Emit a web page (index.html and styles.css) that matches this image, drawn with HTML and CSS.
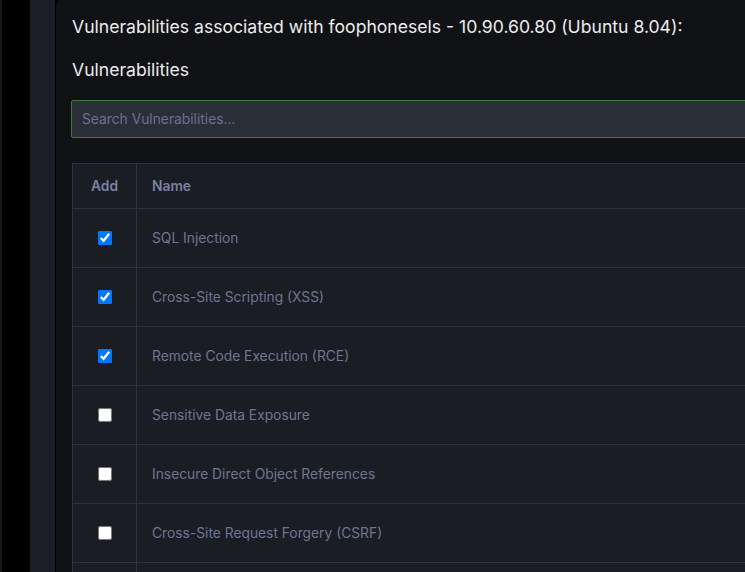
FILE: index.html
```html
<!DOCTYPE html>
<html>
<head>
<meta charset="utf-8">
<link rel="stylesheet" href="styles.css">
</head>
<body>
<div class="app">
  <div class="edge"></div>
  <div class="rail"></div>
  <div class="side"></div>
  <main class="panel">
    <h1 class="title">Vulnerabilities associated with foophonesels - 10.90.60.80 (Ubuntu 8.04):</h1>
    <h2 class="subtitle">Vulnerabilities</h2>
    <input class="search" type="text" placeholder="Search Vulnerabilities..." autofocus>
    <table class="vtable">
      <thead>
        <tr><th class="c-add">Add</th><th class="c-name">Name</th></tr>
      </thead>
      <tbody>
        <tr><td class="c-add"><input type="checkbox" checked></td><td class="c-name">SQL Injection</td></tr>
        <tr><td class="c-add"><input type="checkbox" checked></td><td class="c-name">Cross-Site Scripting (XSS)</td></tr>
        <tr><td class="c-add"><input type="checkbox" checked></td><td class="c-name">Remote Code Execution (RCE)</td></tr>
        <tr><td class="c-add"><input type="checkbox"></td><td class="c-name">Sensitive Data Exposure</td></tr>
        <tr><td class="c-add"><input type="checkbox"></td><td class="c-name">Insecure Direct Object References</td></tr>
        <tr><td class="c-add"><input type="checkbox"></td><td class="c-name">Cross-Site Request Forgery (CSRF)</td></tr>
        <tr><td class="c-add"></td><td class="c-name"></td></tr>
      </tbody>
    </table>
  </main>
</div>
</body>
</html>
```
FILE: styles.css
```css
html, body {
  margin: 0;
  padding: 0;
  background: #000;
  overflow: hidden;
  height: 100%;
}
.app {
  display: flex;
  height: 572px;
  overflow: clip;
  font-family: "Inter", "Noto Sans", sans-serif;
}
.edge { width: 2px; background: #16181d; flex: none; }
.rail { width: 28px; background: #000; flex: none; }
.side { width: 25px; background: #1b1e26; flex: none; }
.panel {
  flex: 1;
  background: #111216;
  border-radius: 9px 0 0 0;
  margin-top: -2px;
  margin-left: 1px;
  padding: 17px 0 0 16px;
  min-width: 0;
  overflow: clip;
}
.title {
  margin: 0;
  font-size: 17.6px;
  font-weight: 400;
  color: #ececec;
  line-height: 24px;
  white-space: nowrap;
}
.subtitle {
  margin: 19px 0 0 0;
  font-size: 17.6px;
  font-weight: 400;
  color: #ececec;
  line-height: 24px;
}
.search {
  display: block;
  box-sizing: border-box;
  margin: 18px 0 0 -1px;
  width: 700px;
  height: 38px;
  background: #2a2f37;
  border: 1px solid #3d7a3f;
  border-radius: 2px;
  padding: 0 10px;
  font-family: inherit;
  font-size: 13.8px;
  color: #d0d3dc;
  outline: none;
  caret-color: #ffffff;
}
.search::placeholder { color: #6a7090; }
.vtable {
  margin-top: 25px;
  border-collapse: collapse;
  width: 700px;
  background: #1b1d24;
  font-size: 13.8px;
}
.vtable th, .vtable td {
  border: 1px solid #2f323a;
  text-align: left;
  padding: 0 15px;
}
.vtable th {
  height: 44px;
  color: #7a81a1;
  font-weight: 600;
}
.vtable td {
  height: 58px;
  color: #6e7592;
}
.vtable .c-add {
  width: 33px;
  padding-left: 15px;
  padding-right: 15px;
  text-align: center;
}
.vtable input[type=checkbox] {
  margin: 0;
  width: 14px;
  height: 14px;
  vertical-align: middle;
  position: relative;
  top: -1px;
}
```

•••

◆ **JOB**
Scan the lines above for "styles", then copy every one that has it.

◆ **IN RESPONSE**
Emit a web page (index.html and styles.css) that matches this image, drawn with HTML and CSS.
<link rel="stylesheet" href="styles.css">
FILE: styles.css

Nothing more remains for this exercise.